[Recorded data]

# # #

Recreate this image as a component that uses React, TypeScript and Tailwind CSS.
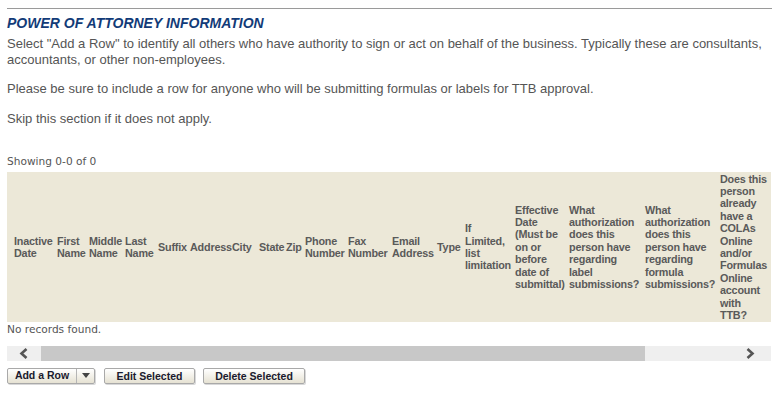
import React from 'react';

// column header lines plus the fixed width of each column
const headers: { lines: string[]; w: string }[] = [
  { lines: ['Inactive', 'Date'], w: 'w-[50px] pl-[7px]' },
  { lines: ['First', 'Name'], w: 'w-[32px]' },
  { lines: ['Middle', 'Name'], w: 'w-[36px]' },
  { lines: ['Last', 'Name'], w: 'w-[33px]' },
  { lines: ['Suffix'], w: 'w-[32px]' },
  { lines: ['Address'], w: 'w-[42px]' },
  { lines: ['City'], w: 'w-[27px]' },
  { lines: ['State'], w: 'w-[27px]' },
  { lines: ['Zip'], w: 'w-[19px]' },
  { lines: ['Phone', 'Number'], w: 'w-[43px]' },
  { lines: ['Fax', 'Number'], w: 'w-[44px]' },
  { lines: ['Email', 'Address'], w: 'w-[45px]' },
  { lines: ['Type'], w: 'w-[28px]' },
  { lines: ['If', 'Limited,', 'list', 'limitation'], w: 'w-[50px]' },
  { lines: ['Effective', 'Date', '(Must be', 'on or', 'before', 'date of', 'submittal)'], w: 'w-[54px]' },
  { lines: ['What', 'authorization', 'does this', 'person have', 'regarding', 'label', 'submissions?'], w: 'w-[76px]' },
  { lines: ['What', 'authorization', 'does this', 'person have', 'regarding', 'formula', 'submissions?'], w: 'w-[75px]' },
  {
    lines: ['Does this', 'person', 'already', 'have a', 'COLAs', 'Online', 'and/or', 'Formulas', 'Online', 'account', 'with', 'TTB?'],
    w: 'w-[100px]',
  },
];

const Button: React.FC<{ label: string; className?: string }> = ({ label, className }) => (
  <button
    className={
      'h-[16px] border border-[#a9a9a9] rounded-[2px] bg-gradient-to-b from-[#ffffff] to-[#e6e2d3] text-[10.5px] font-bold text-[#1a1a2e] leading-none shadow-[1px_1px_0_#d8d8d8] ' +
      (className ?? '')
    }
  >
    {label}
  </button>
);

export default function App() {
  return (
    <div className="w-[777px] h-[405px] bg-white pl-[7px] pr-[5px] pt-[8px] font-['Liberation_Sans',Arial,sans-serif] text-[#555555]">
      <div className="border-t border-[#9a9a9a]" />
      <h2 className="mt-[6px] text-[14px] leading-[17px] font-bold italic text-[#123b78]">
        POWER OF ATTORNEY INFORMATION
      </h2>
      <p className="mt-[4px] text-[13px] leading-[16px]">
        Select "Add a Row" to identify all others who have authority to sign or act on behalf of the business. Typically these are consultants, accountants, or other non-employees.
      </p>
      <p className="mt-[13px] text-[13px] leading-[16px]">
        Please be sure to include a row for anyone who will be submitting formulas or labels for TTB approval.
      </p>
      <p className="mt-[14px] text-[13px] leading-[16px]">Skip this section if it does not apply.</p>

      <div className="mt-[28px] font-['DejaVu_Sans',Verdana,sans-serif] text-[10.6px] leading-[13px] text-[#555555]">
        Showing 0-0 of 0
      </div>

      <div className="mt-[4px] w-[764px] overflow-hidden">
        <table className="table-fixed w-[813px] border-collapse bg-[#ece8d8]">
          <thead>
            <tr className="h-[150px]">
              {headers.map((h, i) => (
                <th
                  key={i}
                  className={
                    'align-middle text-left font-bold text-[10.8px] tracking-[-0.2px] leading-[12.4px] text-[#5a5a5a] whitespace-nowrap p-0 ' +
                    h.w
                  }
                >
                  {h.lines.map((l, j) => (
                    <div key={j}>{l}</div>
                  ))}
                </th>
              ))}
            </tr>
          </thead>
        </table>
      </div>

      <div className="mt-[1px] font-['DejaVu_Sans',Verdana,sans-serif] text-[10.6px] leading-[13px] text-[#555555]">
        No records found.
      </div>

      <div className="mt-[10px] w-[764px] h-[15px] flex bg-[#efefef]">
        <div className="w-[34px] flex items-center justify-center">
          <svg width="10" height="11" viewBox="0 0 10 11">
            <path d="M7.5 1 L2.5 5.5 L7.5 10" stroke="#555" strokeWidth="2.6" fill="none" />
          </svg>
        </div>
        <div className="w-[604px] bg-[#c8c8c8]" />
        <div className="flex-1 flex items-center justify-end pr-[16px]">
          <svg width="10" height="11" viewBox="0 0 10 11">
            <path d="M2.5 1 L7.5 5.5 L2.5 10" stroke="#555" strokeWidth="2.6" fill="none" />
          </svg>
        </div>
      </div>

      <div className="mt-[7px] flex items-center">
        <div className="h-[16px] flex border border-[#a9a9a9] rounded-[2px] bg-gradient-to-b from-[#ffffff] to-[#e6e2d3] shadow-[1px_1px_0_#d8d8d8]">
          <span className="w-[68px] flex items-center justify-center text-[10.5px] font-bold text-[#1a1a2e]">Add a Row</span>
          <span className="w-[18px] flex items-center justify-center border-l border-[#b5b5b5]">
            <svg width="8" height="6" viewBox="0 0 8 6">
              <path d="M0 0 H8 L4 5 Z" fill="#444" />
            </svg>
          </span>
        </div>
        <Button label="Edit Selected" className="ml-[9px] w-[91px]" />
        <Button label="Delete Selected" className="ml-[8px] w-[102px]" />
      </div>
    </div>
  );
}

# # #

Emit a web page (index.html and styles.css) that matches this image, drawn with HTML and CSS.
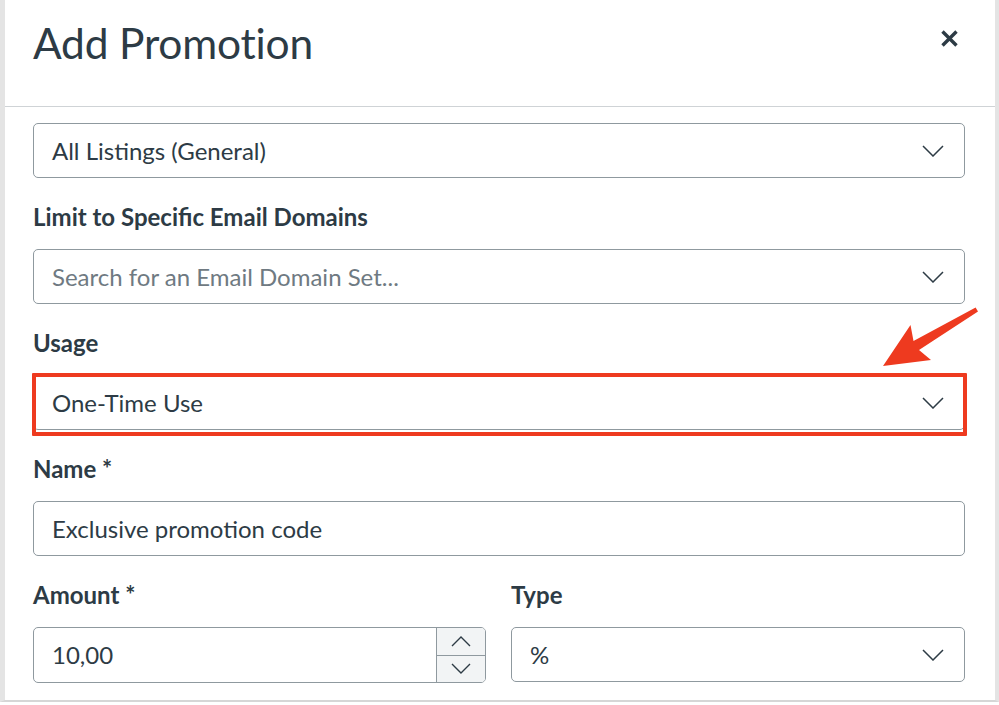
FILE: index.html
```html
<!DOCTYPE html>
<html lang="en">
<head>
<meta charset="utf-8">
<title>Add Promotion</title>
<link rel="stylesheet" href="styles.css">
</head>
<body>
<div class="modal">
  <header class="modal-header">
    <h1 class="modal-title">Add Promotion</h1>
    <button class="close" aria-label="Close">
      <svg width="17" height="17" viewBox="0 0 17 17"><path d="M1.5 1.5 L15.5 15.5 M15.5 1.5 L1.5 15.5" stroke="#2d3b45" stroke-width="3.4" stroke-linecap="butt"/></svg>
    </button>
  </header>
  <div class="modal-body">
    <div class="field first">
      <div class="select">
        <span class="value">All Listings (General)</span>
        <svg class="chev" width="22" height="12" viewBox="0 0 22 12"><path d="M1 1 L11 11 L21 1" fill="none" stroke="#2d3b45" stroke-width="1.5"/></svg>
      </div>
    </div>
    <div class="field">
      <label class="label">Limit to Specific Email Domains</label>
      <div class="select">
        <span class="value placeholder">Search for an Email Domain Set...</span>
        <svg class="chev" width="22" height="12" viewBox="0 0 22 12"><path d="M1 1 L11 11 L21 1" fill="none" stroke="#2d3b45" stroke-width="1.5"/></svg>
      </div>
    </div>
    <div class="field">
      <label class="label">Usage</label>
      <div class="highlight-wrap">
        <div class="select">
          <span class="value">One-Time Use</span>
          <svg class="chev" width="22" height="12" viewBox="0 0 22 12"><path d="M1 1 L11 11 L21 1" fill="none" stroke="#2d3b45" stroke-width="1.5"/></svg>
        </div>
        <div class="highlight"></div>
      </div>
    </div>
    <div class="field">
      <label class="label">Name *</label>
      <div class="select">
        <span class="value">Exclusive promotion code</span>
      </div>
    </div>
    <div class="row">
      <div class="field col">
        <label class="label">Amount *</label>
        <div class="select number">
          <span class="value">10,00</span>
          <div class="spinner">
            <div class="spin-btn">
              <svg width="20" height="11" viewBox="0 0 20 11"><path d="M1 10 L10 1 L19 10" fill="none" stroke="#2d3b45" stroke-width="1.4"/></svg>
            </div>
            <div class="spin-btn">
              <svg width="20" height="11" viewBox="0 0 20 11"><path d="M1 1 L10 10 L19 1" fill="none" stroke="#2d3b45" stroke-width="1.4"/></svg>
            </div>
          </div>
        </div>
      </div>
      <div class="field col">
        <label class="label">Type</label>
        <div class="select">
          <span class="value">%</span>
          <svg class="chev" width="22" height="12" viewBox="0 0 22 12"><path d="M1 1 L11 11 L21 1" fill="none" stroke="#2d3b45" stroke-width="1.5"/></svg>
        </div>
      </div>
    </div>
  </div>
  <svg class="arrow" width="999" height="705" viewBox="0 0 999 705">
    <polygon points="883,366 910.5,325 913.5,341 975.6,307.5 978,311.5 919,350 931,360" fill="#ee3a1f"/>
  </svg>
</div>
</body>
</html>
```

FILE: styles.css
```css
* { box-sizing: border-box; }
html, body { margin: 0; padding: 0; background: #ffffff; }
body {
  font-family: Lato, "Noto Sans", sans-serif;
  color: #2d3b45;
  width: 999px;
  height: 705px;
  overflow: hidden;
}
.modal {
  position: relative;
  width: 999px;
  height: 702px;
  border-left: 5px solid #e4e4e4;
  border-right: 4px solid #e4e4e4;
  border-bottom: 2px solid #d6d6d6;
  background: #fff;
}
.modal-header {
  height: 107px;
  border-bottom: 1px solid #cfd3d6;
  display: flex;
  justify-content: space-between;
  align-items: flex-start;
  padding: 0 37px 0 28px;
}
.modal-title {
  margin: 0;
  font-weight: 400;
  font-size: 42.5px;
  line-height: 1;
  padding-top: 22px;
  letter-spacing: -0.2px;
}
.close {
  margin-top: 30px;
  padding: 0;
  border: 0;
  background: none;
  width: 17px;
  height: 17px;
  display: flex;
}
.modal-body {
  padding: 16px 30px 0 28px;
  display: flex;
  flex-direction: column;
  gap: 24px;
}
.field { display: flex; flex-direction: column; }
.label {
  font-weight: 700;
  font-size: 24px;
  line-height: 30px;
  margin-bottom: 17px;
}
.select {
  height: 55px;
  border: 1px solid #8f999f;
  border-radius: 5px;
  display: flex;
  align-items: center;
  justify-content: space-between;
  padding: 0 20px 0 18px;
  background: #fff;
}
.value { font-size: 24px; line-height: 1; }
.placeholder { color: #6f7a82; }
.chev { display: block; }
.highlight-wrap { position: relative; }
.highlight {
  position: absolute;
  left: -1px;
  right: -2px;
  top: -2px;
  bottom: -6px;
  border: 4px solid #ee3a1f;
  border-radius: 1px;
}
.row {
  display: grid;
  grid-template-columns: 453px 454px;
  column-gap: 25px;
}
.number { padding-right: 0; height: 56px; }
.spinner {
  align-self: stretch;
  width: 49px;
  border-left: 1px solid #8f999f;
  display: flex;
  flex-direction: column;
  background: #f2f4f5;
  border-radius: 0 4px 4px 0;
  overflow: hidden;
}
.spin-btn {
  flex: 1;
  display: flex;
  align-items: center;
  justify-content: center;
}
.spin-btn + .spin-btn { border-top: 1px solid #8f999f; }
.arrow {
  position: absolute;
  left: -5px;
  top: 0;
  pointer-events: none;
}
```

# # #

WRITTEN PROBLEM: Above are some records; quote exactly and only the lines that begin at the line containing "Recreate this image" and stop after the line containing "import React from 'react';", leaving out the pictures.

EXERCISE ANSWER:
Recreate this image as a component that uses React, TypeScript and Tailwind CSS.
import React from 'react';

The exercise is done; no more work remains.